Open MRI systems also facilitate "MR Fluoroscopy" which combines near realtime signal acquisition, image reconstitution and image display with such interventional procedures. Accordingly, by utilizing MR Fluoroscopy, the physician will be able to monitor, substantially in real-time (approximately one image per second), a two- or three- dimensional image of the anatomy while performing a medical procedure on that anatomy. For example, if the physician wishes to insert an MR compatible tool, such as a needle or endoscope for example, into a particular organ, while missing other organs, the physician will be able to monitor the path of the endoscope, internally, by viewing the MRI image on a viewing screen.
Conventional coils for use with interventional MRI procedures typically include single-loop solenoid coil designs. Since these coils are very narrow (3-5 centimeters in width), the coils are inherently open and allow a large area for patient access. A disadvantage with such single-loop solenoid coils is that the types of interventional procedures performed with such a coil is limited. This is because the single loop solenoid coils tend to have an undesirable signal to noise ratio; and further, they do not provide a relatively large volume of coverage. Accordingly, such a single loop solenoid coil would not be desired in an interventional procedure where an endoscopic instrument will enter into the patient's body at an oblique angle, for example.
Quadrature coil ("QD") arrangements provide a desirable signal to noise ratio. However, a disadvantage of using such QD arrangements in interventional procedures is that the coil harnesses for housing the coils and for positioning the coils about the portion of the patient being examined often prevent direct access to that portion of the patient by the physician. For example, a conventional spine/body coil harness for a QD arrangement includes a substantially rectangular base with an imperforate coil flap extending laterally from each side thereof.
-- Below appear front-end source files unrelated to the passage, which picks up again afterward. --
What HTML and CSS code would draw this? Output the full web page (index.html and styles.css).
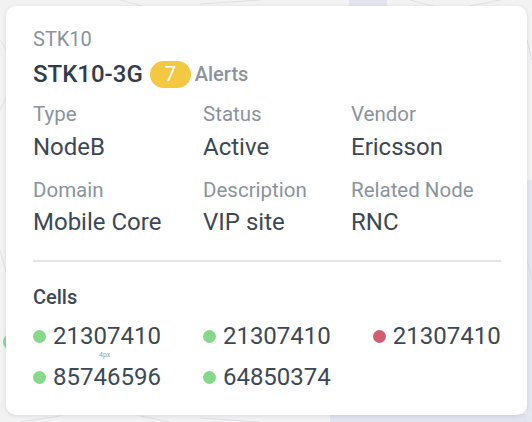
FILE: index.html
```html
<!DOCTYPE html>
<html lang="en">
<head>
    <meta charset="UTF-8">
    <meta name="viewport" content="width=device-width, initial-scale=1.0">
    <title>STK10-3G</title>
    <link rel="stylesheet" href="styles.css">
</head>
<body>
    <svg class="map" width="532" height="422" viewBox="0 0 532 422">
        <rect x="349" y="0" width="38" height="8" fill="#e1e4ee"/>
        <rect x="330" y="414" width="202" height="8" fill="#e1e4ee"/>
        <rect x="527" y="180" width="5" height="242" fill="#e4e6ef"/>
        <path d="M0 40 L20 70 L0 110" stroke="#e2e2e4" fill="none"/>
        <path d="M0 250 L14 300" stroke="#e2e2e4" fill="none"/>
        <path d="M120 0 L150 8 M200 4 L260 0 M410 0 L440 8 M470 6 L500 0" stroke="#e0e0e2" fill="none"/>
        <path d="M20 422 L60 416 M140 416 L170 422 M200 418 L260 422" stroke="#dedee0" fill="none"/>
        <path d="M527 40 L532 60 M527 260 L532 280" stroke="#dcdce0" fill="none"/>
        <circle cx="12" cy="342" r="9" fill="#86d98a"/>
    </svg>

    <div class="card">
        <div class="site">STK10</div>
        <div class="title-row">
            <span class="title">STK10-3G</span>
            <span class="badge">7</span>
            <span class="alerts">Alerts</span>
        </div>

        <div class="props">
            <div class="prop">
                <div class="label">Type</div>
                <div class="value">NodeB</div>
            </div>
            <div class="prop">
                <div class="label">Status</div>
                <div class="value">Active</div>
            </div>
            <div class="prop">
                <div class="label">Vendor</div>
                <div class="value">Ericsson</div>
            </div>
            <div class="prop">
                <div class="label">Domain</div>
                <div class="value">Mobile Core</div>
            </div>
            <div class="prop">
                <div class="label">Description</div>
                <div class="value">VIP site</div>
            </div>
            <div class="prop">
                <div class="label">Related Node</div>
                <div class="value">RNC</div>
            </div>
        </div>

        <hr class="divider">

        <div class="cells-title">Cells</div>
        <div class="cells">
            <div class="cell"><span class="dot ok"></span>21307410</div>
            <div class="cell"><span class="dot ok"></span>21307410</div>
            <div class="cell"><span class="dot down"></span>21307410</div>
            <div class="cell"><span class="dot ok"></span>85746596</div>
            <div class="cell"><span class="dot ok"></span>64850374</div>
            <span class="gap-note">4px</span>
        </div>
    </div>
</body>
</html>
```

FILE: styles.css
```css
body {
    margin: 0;
    padding: 6px;
    width: 532px;
    height: 422px;
    box-sizing: border-box;
    background-color: #f2f2f3;
    font-family: Roboto, "Liberation Sans", sans-serif;
    position: relative;
    overflow: hidden;
}

.map {
    position: absolute;
    left: 0;
    top: 0;
}

.card {
    position: relative;
    width: 521px;
    height: 409px;
    box-sizing: border-box;
    padding: 21px 26px 0 27px;
    background-color: #fff;
    border-radius: 10px;
    box-shadow: 0 1px 4px rgba(40, 50, 80, 0.12);
}

.site {
    font-size: 20px;
    line-height: 24px;
    color: #8a939e;
}

.title-row {
    display: flex;
    align-items: center;
    margin-top: 7.3px;
    height: 32px;
}

.title {
    font-size: 24px;
    font-weight: 500;
    color: #323d4a;
}

.badge {
    margin-left: 7px;
    width: 41px;
    height: 27px;
    border-radius: 14px;
    background-color: #f5c842;
    color: #fff;
    font-size: 20px;
    display: flex;
    align-items: center;
    justify-content: center;
}

.alerts {
    margin-left: 4px;
    font-size: 20px;
    font-weight: 500;
    color: #8a939e;
}

.props {
    display: grid;
    grid-template-columns: 170px 148px auto;
    row-gap: 13.2px;
    margin-top: 10.2px;
}

.label {
    font-size: 20.5px;
    line-height: 28px;
    color: #8a939e;
}

.value {
    margin-top: 2.1px;
    font-size: 24px;
    line-height: 32px;
    color: #3d4855;
}

.divider {
    margin: 21.9px 0 0;
    border: none;
    height: 2px;
    background-color: #e1e5ea;
}

.cells-title {
    margin-top: 21px;
    font-size: 20px;
    font-weight: 500;
    line-height: 28px;
    color: #3d4855;
}

.cells {
    position: relative;
    display: flex;
    flex-wrap: wrap;
    column-gap: 42px;
    row-gap: 4px;
    margin-top: 7.7px;
}

.cell {
    display: flex;
    align-items: center;
    gap: 7px;
    font-size: 24px;
    line-height: 37px;
    color: #3d4855;
}

.dot {
    width: 13px;
    height: 13px;
    border-radius: 50%;
}

.ok {
    background-color: #86d98a;
}

.down {
    background-color: #d25d72;
}

.gap-note {
    position: absolute;
    left: 66px;
    top: 33px;
    font-size: 7px;
    color: #9aa1aa;
}
```
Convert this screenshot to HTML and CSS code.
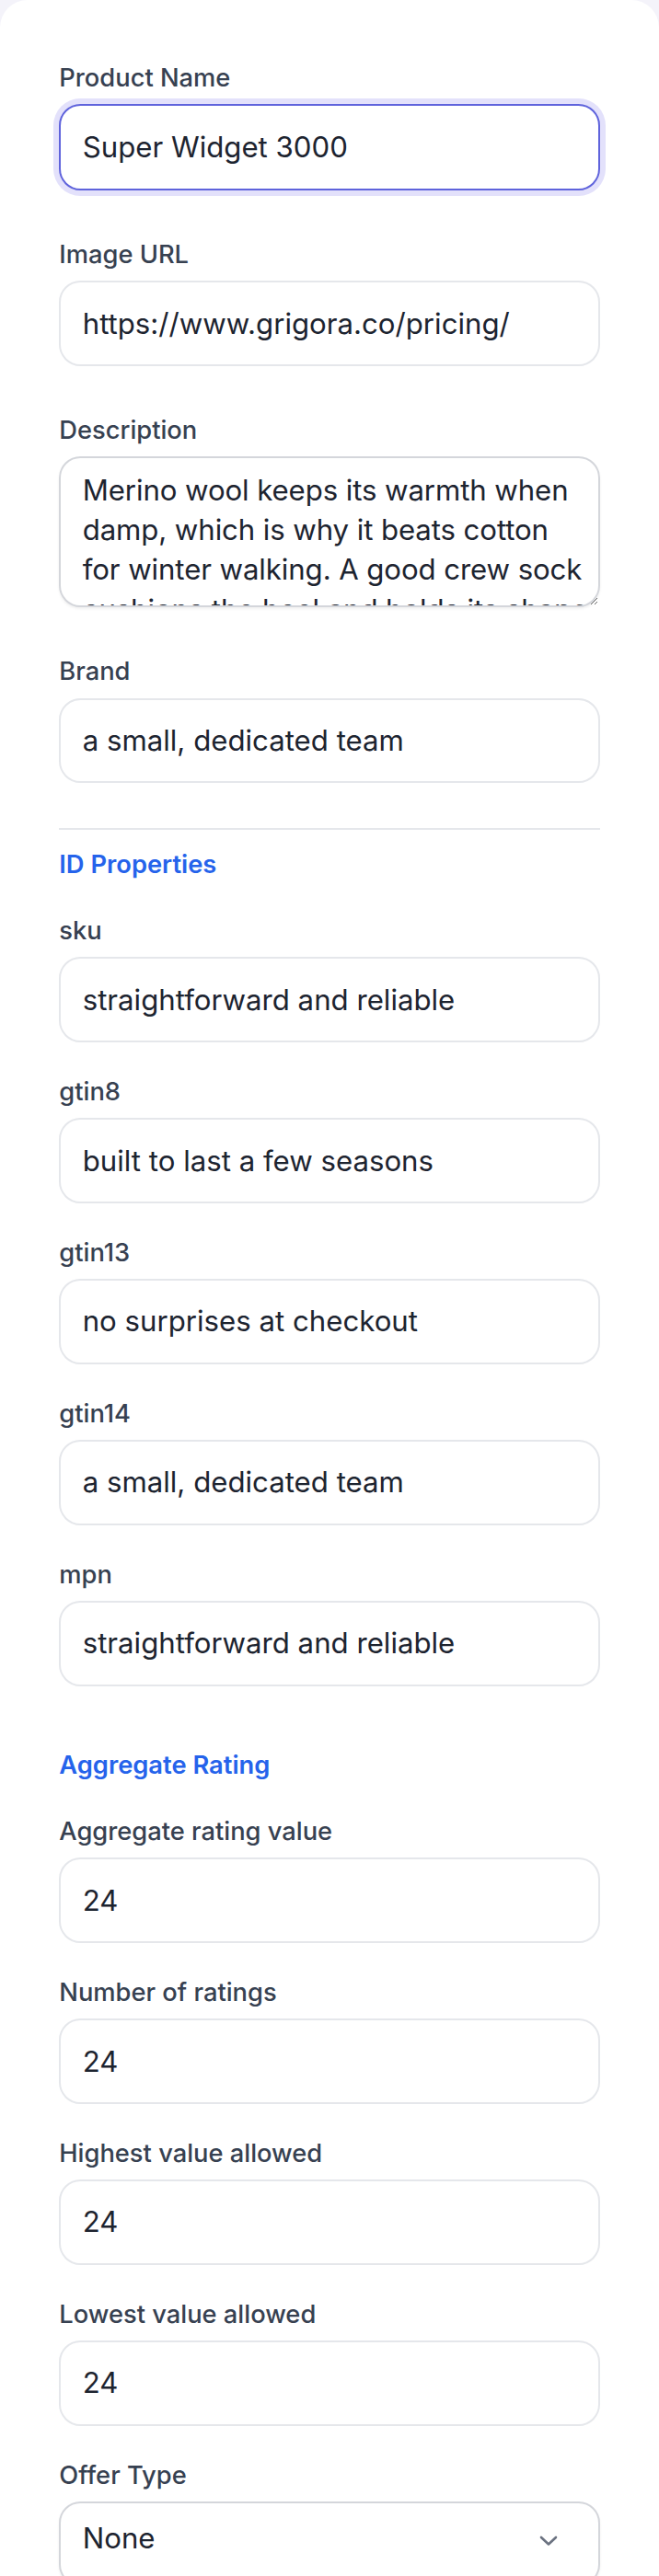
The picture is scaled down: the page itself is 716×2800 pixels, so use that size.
FILE: index.html
```html
<!DOCTYPE html>
<html lang="en">
<head>
<meta charset="utf-8">
<title>Product schema form</title>
<link rel="stylesheet" href="styles.css">
</head>
<body>
<div class="card">
  <div class="main-fields">
    <div class="field">
      <label class="label" for="pname">Product Name</label>
      <input class="input is-focused" id="pname" type="text" value="Super Widget 3000">
    </div>
    <div class="field">
      <label class="label" for="purl">Image URL</label>
      <input class="input" id="purl" type="text" value="https://www.grigora.co/pricing/">
    </div>
    <div class="field">
      <label class="label" for="pdesc">Description</label>
      <textarea class="textarea" id="pdesc">Merino wool keeps its warmth when damp, which is why it beats cotton for winter walking. A good crew sock cushions the heel and holds its shape after many washes.</textarea>
    </div>
    <div class="field">
      <label class="label" for="pbrand">Brand</label>
      <input class="input" id="pbrand" type="text" value="a small, dedicated team">
    </div>
  </div>

  <section class="group group-divided">
    <h3 class="group-title">ID Properties</h3>
    <div class="field">
      <label class="label" for="sku">sku</label>
      <input class="input" id="sku" type="text" value="straightforward and reliable">
    </div>
    <div class="field">
      <label class="label" for="gtin8">gtin8</label>
      <input class="input" id="gtin8" type="text" value="built to last a few seasons">
    </div>
    <div class="field">
      <label class="label" for="gtin13">gtin13</label>
      <input class="input" id="gtin13" type="text" value="no surprises at checkout">
    </div>
    <div class="field">
      <label class="label" for="gtin14">gtin14</label>
      <input class="input" id="gtin14" type="text" value="a small, dedicated team">
    </div>
    <div class="field">
      <label class="label" for="mpn">mpn</label>
      <input class="input" id="mpn" type="text" value="straightforward and reliable">
    </div>
  </section>

  <section class="group group-spaced">
    <h3 class="group-title">Aggregate Rating</h3>
    <div class="field">
      <label class="label" for="rv">Aggregate rating value</label>
      <input class="input" id="rv" type="text" value="24">
    </div>
    <div class="field">
      <label class="label" for="rc">Number of ratings</label>
      <input class="input" id="rc" type="text" value="24">
    </div>
    <div class="field">
      <label class="label" for="rh">Highest value allowed</label>
      <input class="input" id="rh" type="text" value="24">
    </div>
    <div class="field">
      <label class="label" for="rl">Lowest value allowed</label>
      <input class="input" id="rl" type="text" value="24">
    </div>
    <div class="field">
      <label class="label" for="offer">Offer Type</label>
      <div class="select-wrap">
        <select class="select" id="offer">
          <option>None</option>
          <option>Offer</option>
          <option>AggregateOffer</option>
        </select>
        <svg class="chevron" width="20" height="12" viewBox="0 0 20 12" aria-hidden="true">
          <path d="M2 2 L10 9.5 L18 2" fill="none" stroke="#6b7280" stroke-width="2.6" stroke-linecap="round" stroke-linejoin="round"/>
        </svg>
      </div>
    </div>
  </section>
</div>
</body>
</html>
```

FILE: styles.css
```css
* {
  box-sizing: border-box;
}

html, body {
  margin: 0;
  padding: 0;
}

body {
  background: #f4f3fa;
  font-family: Inter, "Noto Sans", "Liberation Sans", sans-serif;
  color: #1f2937;
}

.card {
  background: #ffffff;
  border-radius: 30px 30px 0 0;
  padding: 64.6px 64.3px 40px;
  display: flex;
  flex-direction: column;
}

.main-fields {
  display: flex;
  flex-direction: column;
  gap: 50px;
}

.field {
  display: flex;
  flex-direction: column;
}

.label {
  display: block;
  font-size: 27.3px;
  line-height: 39px;
  font-weight: 500;
  color: #374151;
  margin-bottom: 9.3px;
}

.input,
.textarea,
.select {
  display: block;
  width: 100%;
  margin: 0;
  font-family: Inter, "Noto Sans", "Liberation Sans", sans-serif;
  font-size: 31.2px;
  line-height: 43.3px;
  color: #1d2430;
  background: #ffffff;
  border-radius: 23.4px;
  outline: none;
}

.input {
  height: 92.6px;
  padding: 0 23.4px;
  border: 2px solid #e5e7eb;
}

.input.is-focused {
  height: 94.3px;
  border-color: #5f63dc;
  box-shadow: 0 0 0 6px #e3e1fb;
}

.textarea {
  height: 164px;
  padding: 13.3px 6px 23.4px 23.4px;
  border: 2px solid #d4d6db;
  box-shadow: 0 2px 3px rgba(0, 0, 0, 0.06);
  overflow: hidden;
  resize: vertical;
  letter-spacing: -0.1px;
}

.group {
  display: flex;
  flex-direction: column;
  gap: 34px;
}

.group-divided {
  margin-top: 48.8px;
  border-top: 2px solid #e5e7eb;
  padding-top: 18px;
}

.group-spaced {
  margin-top: 66.5px;
}

.group-title {
  margin: 0 0 -1px;
  font-size: 27.3px;
  line-height: 39px;
  font-weight: 600;
  color: #2563eb;
}

.select-wrap {
  position: relative;
}

.select {
  appearance: none;
  -webkit-appearance: none;
  height: 92px;
  padding: 17px 23.4px 27px;
  border: 2px solid #d4d6db;
  box-shadow: 0 2px 3px rgba(0, 0, 0, 0.06);
}

.chevron {
  position: absolute;
  left: 522px;
  top: 37px;
  pointer-events: none;
}
```
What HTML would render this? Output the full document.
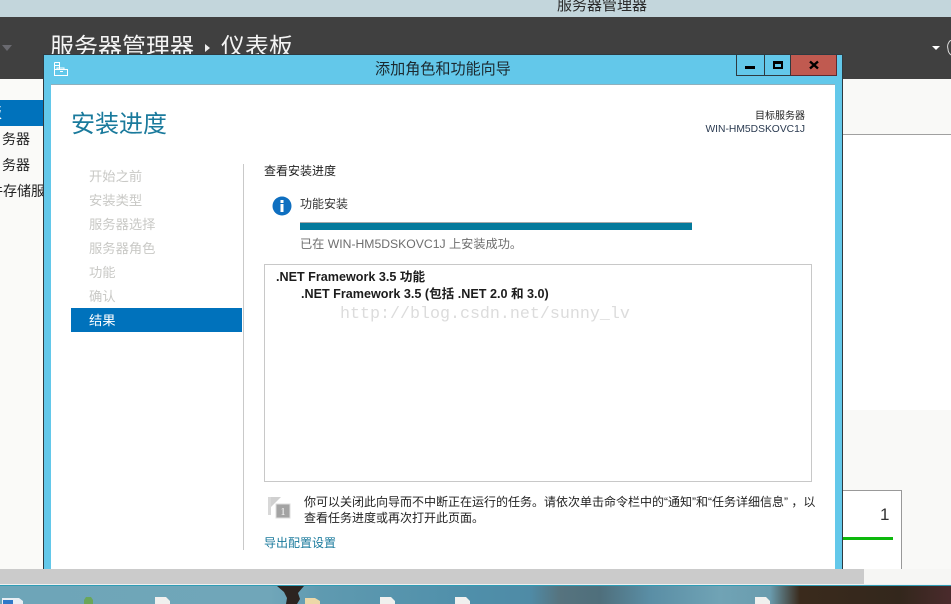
<!DOCTYPE html>
<html lang="zh"><head><meta charset="utf-8">
<style>
html,body{margin:0;padding:0}
body{width:951px;height:604px;overflow:hidden;position:relative;background:#fafaf8;font-family:"Liberation Sans","Noto Sans CJK SC",sans-serif;color:#222}
div,span,a{position:absolute;white-space:nowrap}
svg{position:absolute;display:block}
.t{font-size:12px;line-height:16px}
.nav{left:89px;font-size:13.300px;line-height:18px;color:#c9c9c6}
.side{font-size:14px;line-height:18px;color:#222}
</style></head><body>
<div style="left:0;top:0;width:951px;height:17px;background:#c3d6dc"></div>
<div style="left:557px;top:-3px;font-size:15px;line-height:18px;color:#2a2a2a">服务器管理器</div>
<div style="left:0;top:17px;width:951px;height:62px;background:#404040"></div>
<div style="left:50px;top:34px;font-size:24px;line-height:28px;color:#f4f4f4">服务器管理器</div>
<svg style="left:0;top:40px" width="951" height="20"><path d="M2 5h10l-5 6z" fill="#6a6a70"/><path d="M205 4v8l5-4z" fill="#eee"/><path d="M932 6h8l-4 4z" fill="#fff"/><path d="M951 0a8 8 0 0 0-3 9a8 8 0 0 0 3 6" fill="none" stroke="#ddd"/></svg>
<div style="left:221px;top:34px;font-size:24px;line-height:28px;color:#f4f4f4">仪表板</div>

<div style="left:0;top:100px;width:43px;height:26px;background:#0072bc"></div>
<div class="side" style="left:-12px;top:104px;color:#fff">板</div>
<div class="side" style="left:2px;top:130px">务器</div>
<div class="side" style="left:2px;top:156px">务器</div>
<div class="side" style="left:-11px;top:182px">件存储服</div>

<div style="left:843px;top:79px;width:108px;height:55px;background:#f9f9f7"></div>
<div style="left:843px;top:134px;width:108px;height:1px;background:#a0a0a0"></div>
<div style="left:843px;top:135px;width:108px;height:275px;background:#fff"></div>
<div style="left:843px;top:410px;width:108px;height:159px;background:#f9f9f7"></div>
<div style="left:843px;top:490px;width:59px;height:79px;background:#fff;border:solid #999;border-width:1px 1px 0 0;box-sizing:border-box"></div>
<div style="left:843px;top:537px;width:50px;height:3px;background:#0cb80c"></div>
<div style="left:880px;top:505px;font-size:17px;line-height:20px;color:#333">1</div>

<div style="left:43px;top:54px;width:800px;height:515px;background:#63c8ea;border:solid #2e3a40;border-width:1px 1px 0 1px;box-sizing:border-box"></div>
<svg style="left:52px;top:60px" width="18" height="18" viewBox="0 0 18 18" fill="none" stroke="#fff"><path d="M2.500 2.500h5v7M2.500 2.500v13h13v-6h-13M2 5.500h6M5 9.500v-1.500h7v1.500M8 11.500h3"/></svg>
<div style="left:375px;top:61px;font-size:15.100px;line-height:18px;color:#1c2a30">添加角色和功能向导</div>
<div style="left:736px;top:55px;width:29px;height:21px;background:#63c8ea;border:solid #2e3a40;border-width:0 1px 1px 1px;box-sizing:border-box"></div>
<div style="left:745px;top:66px;width:10px;height:3px;background:#000"></div>
<div style="left:764px;top:55px;width:27px;height:21px;border:solid #2e3a40;border-width:0 1px 1px 0;box-sizing:border-box"></div>
<div style="left:773px;top:61px;width:10px;height:8px;border:2px solid #000;border-top-width:3px;box-sizing:border-box"></div>
<div style="left:791px;top:55px;width:46px;height:21px;background:#c05a50;border:solid #5e2a30;border-width:0 1px 1px 0;box-sizing:border-box"></div>
<svg style="left:808px;top:60px" width="13" height="10"><path d="M2 1.500l8 7M10 1.500l-8 7" stroke="#000" stroke-width="2.400"/></svg>

<div style="left:51px;top:84px;width:784px;height:1px;background:#8fb0bd"></div>
<div style="left:51px;top:85px;width:784px;height:484px;background:#fff"></div>

<div style="left:71px;top:109px;font-size:24px;line-height:32px;color:#1a7a9c">安装进度</div>
<div style="right:146px;top:110px;font-size:10px;line-height:14px;color:#222">目标服务器</div>
<div style="right:146px;top:122px;font-size:10.300px;line-height:15px;color:#2a3a50">WIN-HM5DSKOVC1J</div>

<div style="left:243px;top:164px;width:1px;height:386px;background:#c9c9c9"></div>
<div class="nav" style="top:168px">开始之前</div>
<div class="nav" style="top:192px">安装类型</div>
<div class="nav" style="top:216px">服务器选择</div>
<div class="nav" style="top:240px">服务器角色</div>
<div class="nav" style="top:264px">功能</div>
<div class="nav" style="top:288px">确认</div>
<div style="left:71px;top:308px;width:171px;height:24px;background:#0072bc"></div>
<div class="nav" style="top:312px;color:#fff">结果</div>

<div class="t" style="left:264px;top:163px;color:#222">查看安装进度</div>
<svg style="left:272px;top:196px" width="20" height="20"><circle cx="10" cy="10" r="9.500" fill="#0f6fc0"/><rect x="8.500" y="8" width="3" height="8" fill="#fff"/><rect x="8.500" y="4" width="3" height="3" fill="#fff"/></svg>
<div class="t" style="left:300px;top:196px;color:#333">功能安装</div>
<div style="left:300px;top:222px;width:392px;height:8px;background:#047a9c;border-top:1px solid #a9a9a9;box-sizing:border-box"></div>
<div style="left:300px;top:236px;color:#6e6e6e;font-size:12.200px;line-height:16px">已在 WIN-HM5DSKOVC1J 上安装成功。</div>

<div style="left:264px;top:264px;width:548px;height:218px;border:1px solid #c8c8c8;box-sizing:border-box;background:#fff"></div>
<div style="left:276px;top:269px;font-size:12.600px;line-height:16px;font-weight:bold;color:#1c1c1c">.NET Framework 3.5 功能</div>
<div style="left:301px;top:286px;font-size:12.600px;line-height:16px;font-weight:bold;color:#1c1c1c">.NET Framework 3.5 (包括 .NET 2.0 和 3.0)</div>
<div style="left:340px;top:305px;font-family:'Liberation Mono',monospace;font-size:16.670px;line-height:20px;color:#dcdcdc">http://blog.csdn.net/sunny_lv</div>

<svg style="left:268px;top:496px" width="24" height="28"><rect x="0" y="1" width="3" height="18" fill="#d8d8d8"/><path d="M3 1h10l-10 10z" fill="#d0d0d0"/><rect x="8" y="8" width="14" height="14" fill="#a3a3a3" stroke="#ddd"/><text x="15" y="19" text-anchor="middle" font-size="10" font-family="Liberation Serif" fill="#fff">1</text></svg>
<div style="left:304px;top:494px;color:#222;font-size:12px;line-height:16px">你可以关闭此向导而不中断正在运行的任务。请依次单击命令栏中的“通知”和“任务详细信息” ，以</div>
<div class="t" style="left:304px;top:510px;color:#222">查看任务进度或再次打开此页面。</div>
<div class="t" style="left:264px;top:535px;color:#1a7a9c">导出配置设置</div>

<div style="left:0;top:569px;width:864px;height:15px;background:#cbcbcb"></div>
<div style="left:864px;top:569px;width:87px;height:15px;background:#f6f6f4"></div>
<div style="left:0;top:584px;width:951px;height:1px;background:#f0f0f0"></div>
<div style="left:0;top:585px;width:951px;height:1px;background:#2f9db5"></div>
<div style="left:0;top:586px;width:951px;height:18px;background:linear-gradient(90deg,#6ea5b8 0,#70a6b9 270px,#5f9ab0 320px,#4f8faa 470px,#4f8ba6 530px,#56737e 560px,#4f6f7c 600px,#5a8ea5 650px,#70a3b5 720px,#6a9cae 770px,#3a2a1c 800px,#33271c 900px,#4a2a2c 951px)"></div>
<svg style="left:0;top:586px" width="951" height="18">
<path d="M277 0h27l-6 7l2 6l-3 5h-11l1-6l-3-6z" fill="#2c2420"/>
<path d="M2 12h17l4 3v3H2z" fill="#e8eef4"/><rect x="3" y="14" width="10" height="4" fill="#2f78c8"/>
<path d="M84 14l2-3h5l2 3v4h-9z" fill="#6aa65a"/>
<path d="M155 11h11l4 4v3h-15zM380 11h11l4 4v3h-15zM455 11h11l4 4v3h-15zM755 11h11l4 4v3h-15z" fill="#f0f0ee"/>
<path d="M305 12h10l5 3v3h-15z" fill="#ecd8a8"/>
</svg>
</body></html>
The two flaps wrap about the body of the patient and meet above the patient to form a continuous, imperforate loop about the patient. Accordingly, because these flaps substantially enclose the portion of the patient's anatomy being examined, interventional access to this portion of the patient is limited.
Accordingly, there is a need to provide a QD harness that has been modified to provide an optimized access to the patient during the MRI viewing process, and in particular, during MR Fluoroscopy.